Rideau Lakes Township is looking at a new correspondence policy to help deal with each bit of communication received and how to respond to them. Photo credit: Pixabay.
Posted on: February 28, 2024

Policy would help staff deal with each piece of communication received


Delivering messaging consistently and fairly in the Township of Rideau Lakes has prompted the chief administrative officer to bring a new policy to the table. 

Shellee Fournier, the township’s CAO, said they do not have a correspondence policy in the municipality, so she drafted one for the municipal services committee to consider during its regular meeting on Monday, Feb. 26. 

“Quite often we handle correspondence differently, or staff struggle with exactly how to handle it,” Fournier said. 

Using a policy created for the Municipality of Southgate, north of Toronto, Fournier said she thought that it would assist staff in Rideau Lakes. The policy identifies how to deal with each type of correspondence received, she noted. 

“It also gives the township the ability to send back correspondence that may have defamatory or allegations of disrespectful types of information in it,” Fournier said. “It’s my firm belief that municipal governments require respect from their constituents and this would give staff the ability to handle those pieces of correspondence.”

Mayor Arie Hoogenboom said that this would be circulated to all councillors and if they wanted to have some formal additions to the agenda concerning correspondence received, they could do some action with respect to that.

Coun. Jeff Banks said he was “glad to see it,” as it was “getting a little out of hand – some of the correspondence. It’s about time.” 
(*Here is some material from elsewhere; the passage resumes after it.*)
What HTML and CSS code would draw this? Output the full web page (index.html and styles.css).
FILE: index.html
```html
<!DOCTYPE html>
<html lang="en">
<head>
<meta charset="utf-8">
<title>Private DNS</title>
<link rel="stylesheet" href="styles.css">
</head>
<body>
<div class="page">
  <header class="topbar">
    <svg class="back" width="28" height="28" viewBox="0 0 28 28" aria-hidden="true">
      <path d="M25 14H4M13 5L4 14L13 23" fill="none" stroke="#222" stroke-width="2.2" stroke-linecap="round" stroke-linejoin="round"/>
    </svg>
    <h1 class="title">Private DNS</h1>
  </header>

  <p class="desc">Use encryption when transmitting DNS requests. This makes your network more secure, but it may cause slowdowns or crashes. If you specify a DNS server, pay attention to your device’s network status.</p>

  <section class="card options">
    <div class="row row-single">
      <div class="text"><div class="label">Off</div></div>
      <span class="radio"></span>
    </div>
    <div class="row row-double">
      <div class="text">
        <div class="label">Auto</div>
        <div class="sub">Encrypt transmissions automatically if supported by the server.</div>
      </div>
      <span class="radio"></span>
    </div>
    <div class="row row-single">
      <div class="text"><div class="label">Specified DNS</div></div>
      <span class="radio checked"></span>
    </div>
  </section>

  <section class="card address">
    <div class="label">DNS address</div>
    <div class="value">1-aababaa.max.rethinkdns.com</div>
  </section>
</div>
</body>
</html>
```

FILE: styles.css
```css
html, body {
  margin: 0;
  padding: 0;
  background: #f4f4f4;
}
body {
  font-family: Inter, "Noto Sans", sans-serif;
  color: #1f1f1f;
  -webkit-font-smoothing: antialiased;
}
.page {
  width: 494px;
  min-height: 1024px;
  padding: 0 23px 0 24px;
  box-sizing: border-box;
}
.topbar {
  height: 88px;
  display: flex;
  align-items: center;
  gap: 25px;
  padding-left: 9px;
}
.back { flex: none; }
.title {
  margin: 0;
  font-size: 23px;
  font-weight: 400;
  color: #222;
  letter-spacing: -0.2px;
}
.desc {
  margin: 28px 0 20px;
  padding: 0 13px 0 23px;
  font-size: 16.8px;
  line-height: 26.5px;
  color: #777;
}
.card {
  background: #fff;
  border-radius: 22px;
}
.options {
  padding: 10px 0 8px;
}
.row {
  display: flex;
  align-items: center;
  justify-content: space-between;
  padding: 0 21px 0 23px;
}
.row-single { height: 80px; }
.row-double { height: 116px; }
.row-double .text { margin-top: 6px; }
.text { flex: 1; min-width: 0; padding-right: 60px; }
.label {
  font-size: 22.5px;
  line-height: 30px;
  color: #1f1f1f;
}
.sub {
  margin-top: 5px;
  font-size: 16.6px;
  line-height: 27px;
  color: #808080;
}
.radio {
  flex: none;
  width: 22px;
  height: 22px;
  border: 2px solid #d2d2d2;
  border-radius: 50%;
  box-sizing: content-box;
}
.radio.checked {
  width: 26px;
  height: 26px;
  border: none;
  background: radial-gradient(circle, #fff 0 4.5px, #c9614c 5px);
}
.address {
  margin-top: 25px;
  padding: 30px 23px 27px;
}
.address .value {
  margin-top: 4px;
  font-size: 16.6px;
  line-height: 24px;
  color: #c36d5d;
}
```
Banks said it wasn’t fair to get correspondence “thrown onto a docket,” as they’re just trying to do their job. “You get publicly attacked on some of these things. Maybe that will put a slow-down on it. It’s great to see that it came forward.”
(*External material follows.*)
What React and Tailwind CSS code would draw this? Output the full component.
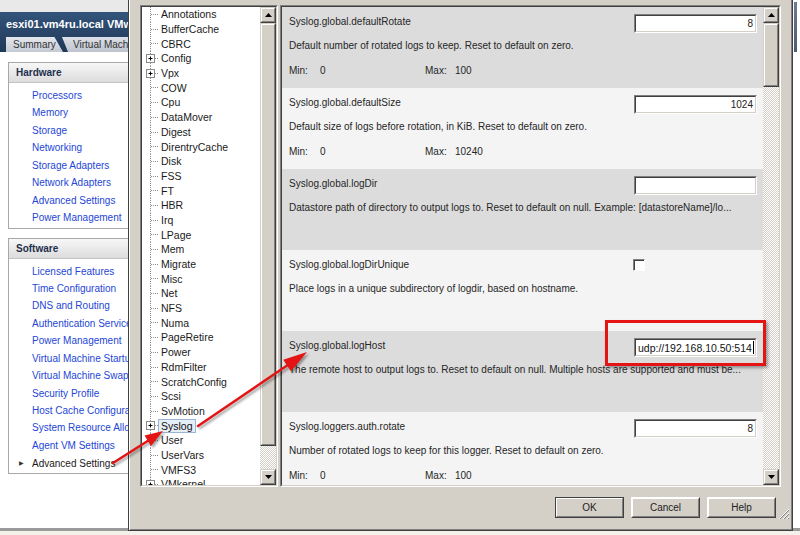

Coun. Marcia Maxwell asked about letters from municipalities seeking support with causes, and if this would relate to that as well. 
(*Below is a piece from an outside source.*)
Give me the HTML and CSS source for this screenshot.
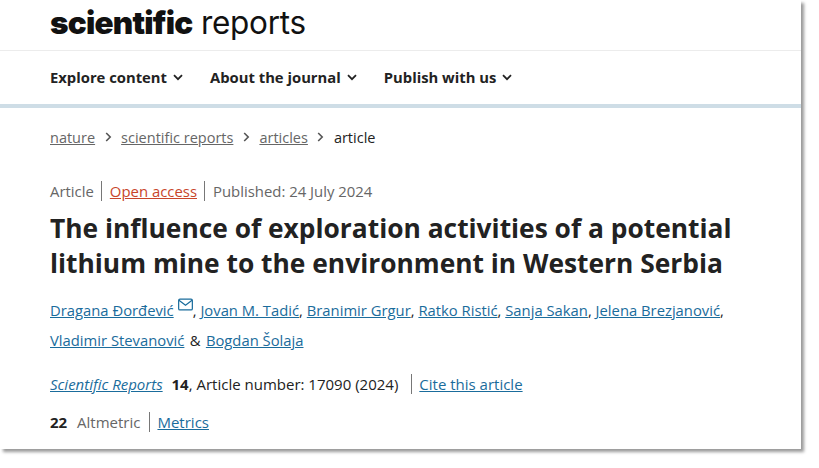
FILE: index.html
```html
<!DOCTYPE html>
<html lang="en">
  <head>
    <meta charset="UTF-8" />
    <title>The influence of exploration activities - Scientific Reports</title>
    <link rel="stylesheet" href="styles.css">
  </head>
  <body>
    <div class="sheet">
      <header class="masthead">
        <a href="#" class="logo"><b>scientific</b> reports</a>
      </header>

      <nav class="navbar">
        <a href="#" class="navbar-item">Explore content
          <svg class="caret" viewBox="0 0 10 7"><path d="M1 1.2l4 4 4-4" /></svg></a>
        <a href="#" class="navbar-item">About the journal
          <svg class="caret" viewBox="0 0 10 7"><path d="M1 1.2l4 4 4-4" /></svg></a>
        <a href="#" class="navbar-item">Publish with us
          <svg class="caret" viewBox="0 0 10 7"><path d="M1 1.2l4 4 4-4" /></svg></a>
      </nav>

      <ol class="crumbs">
        <li><a href="#">nature</a></li>
        <li class="sep"><svg viewBox="0 0 7 10"><path d="M1.2 1l4 4-4 4" /></svg></li>
        <li><a href="#">scientific reports</a></li>
        <li class="sep"><svg viewBox="0 0 7 10"><path d="M1.2 1l4 4-4 4" /></svg></li>
        <li><a href="#">articles</a></li>
        <li class="sep"><svg viewBox="0 0 7 10"><path d="M1.2 1l4 4-4 4" /></svg></li>
        <li class="current">article</li>
      </ol>

      <article class="article">
        <ul class="meta">
          <li>Article</li>
          <li><a href="#" class="open">Open access</a></li>
          <li>Published: 24 July 2024</li>
        </ul>

        <h1>The influence of exploration activities of a potential lithium mine to the environment in Western Serbia</h1>

        <p class="authors">
          <a href="#">Dragana Đorđević</a><svg class="mail" viewBox="0 0 16 13"><rect x="0.7" y="0.7" width="14.6" height="11.6" rx="1.4" /><path d="M1 2l7 5.4L15 2" /></svg>, <a href="#">Jovan M. Tadić</a>, <a href="#">Branimir Grgur</a>, <a href="#">Ratko Ristić</a>, <a href="#">Sanja Sakan</a>, <a href="#">Jelena Brezjanović</a>,<br>
          <a href="#">Vladimir Stevanović</a> <span class="amp">&amp;</span> <a href="#">Bogdan Šolaja</a>
        </p>

        <div class="cite">
          <span><a href="#"><i>Scientific Reports</i></a> <b class="vol">14</b>, Article number: 17090 (2024)</span>
          <a href="#" class="cite-link">Cite this article</a>
        </div>

        <div class="metrics">
          <span><b>22</b> <span class="muted">Altmetric</span></span>
          <a href="#" class="cite-link">Metrics</a>
        </div>
      </article>
    </div>
  </body>
</html>
```

FILE: styles.css
```css
/* General styling */
html,
body {
  height: 468px;
}

body {
  font-family: "Open Sans", "Noto Sans", sans-serif;
  margin: 0;
  padding: 0;
  background-color: #fff;
  color: #222;
  font-size: 14.8px;
  overflow: hidden;
}

a {
  color: #1a6c9c;
}

.sheet {
  width: 801px;
  height: 449px;
  background: #fff;
  box-shadow: 3px 3px 3px rgba(0, 0, 0, 0.4);
  overflow: hidden;
}

.masthead {
  height: 50px;
  padding-left: 50px;
  border-bottom: 1px solid #ececec;
}

.logo {
  font-family: "Inter", "Liberation Sans", sans-serif;
  font-size: 31.5px;
  line-height: 46px;
  color: #111;
  text-decoration: none;
  letter-spacing: -0.3px;
}

.logo b {
  font-weight: 900;
  letter-spacing: -0.8px;
}

.navbar {
  height: 51px;
  padding: 0 0 2px 50px;
  display: flex;
  align-items: center;
  gap: 27px;
  border-bottom: 4px solid #cedde6;
}

.navbar-item {
  color: #222;
  font-weight: 700;
  font-size: 14.8px;
  text-decoration: none;
  display: flex;
  align-items: center;
  gap: 6px;
}

.caret {
  width: 10px;
  height: 7px;
  margin-top: 2px;
  fill: none;
  stroke: #222;
  stroke-width: 1.8;
}

.crumbs {
  list-style: none;
  margin: 0;
  padding: 17px 0 0 50px;
  display: flex;
  align-items: center;
  gap: 9.5px;
  height: 24px;
  color: #666;
  font-size: 14.5px;
}

.crumbs a {
  color: #666;
}

.crumbs .sep svg {
  display: block;
  width: 7px;
  height: 10px;
  fill: none;
  stroke: #555;
  stroke-width: 1.6;
}

.crumbs .current {
  color: #222;
}

.article {
  padding: 32px 50px 0;
}

.meta {
  list-style: none;
  margin: 0;
  padding: 0;
  display: flex;
  color: #666;
  line-height: 20px;
  font-size: 14.9px;
}

.meta li + li {
  margin-left: 7.5px;
  padding-left: 7.5px;
  border-left: 1px solid #777;
}

.meta .open {
  color: #c8452a;
}

h1 {
  margin: 10px 0 0;
  font-size: 26.35px;
  line-height: 35px;
  font-weight: 700;
  color: #222;
  width: 700px;
}

.authors {
  margin: 14px 0 0;
  line-height: 30px;
  font-size: 14.8px;
}

.amp {
  margin: 0 1.5px;
}

.mail {
  width: 15px;
  height: 13px;
  margin-left: 4px;
  vertical-align: 5px;
  fill: none;
  stroke: #1a6c9c;
  stroke-width: 1.3;
}

.cite,
.metrics {
  display: flex;
  align-items: center;
  line-height: 20px;
}

.cite {
  margin-top: 19px;
  font-size: 15px;
}

.metrics {
  margin-top: 18px;
  font-size: 15px;
}

.vol {
  margin-left: 5px;
}

.cite-link {
  margin-left: 9px;
  padding-left: 8px;
  position: relative;
}

.cite .cite-link {
  margin-left: 13px;
}

.cite-link::before {
  content: "";
  position: absolute;
  left: 0;
  top: 0;
  bottom: 0;
  border-left: 1px solid #777;
}

.muted {
  color: #666;
  margin-left: 6px;
}
```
The CAO said she could amend the policy as council wished. She said she could continue to put each outlying municipality’s correspondence on the agenda. 

Coun. Deborah Anne Hutchings said it was a good move as they could identify if the correspondence was “bullying or constructive criticism.”

“As someone who has been extensively bullied my whole life, I appreciate this,” she said. “There has to be a line drawn in the sand … where I sit, you don’t go after me as a person, you go after my decision … it’s gotten so people are coming after my person, and they’re people I don’t know.”

Hutchings said someone is going to get hurt, “because it’s really getting out of hand.”

Hoogenboom added that this is not discouraging public input. 

Banks added, “It puts a filter on it, and that’s what we need.”

“I don’t think we want to burden our managers with every piece of correspondence that comes in,” the mayor added. 

Council passed the amended motion to recommend the correspondence policy to council. They meet on March 4.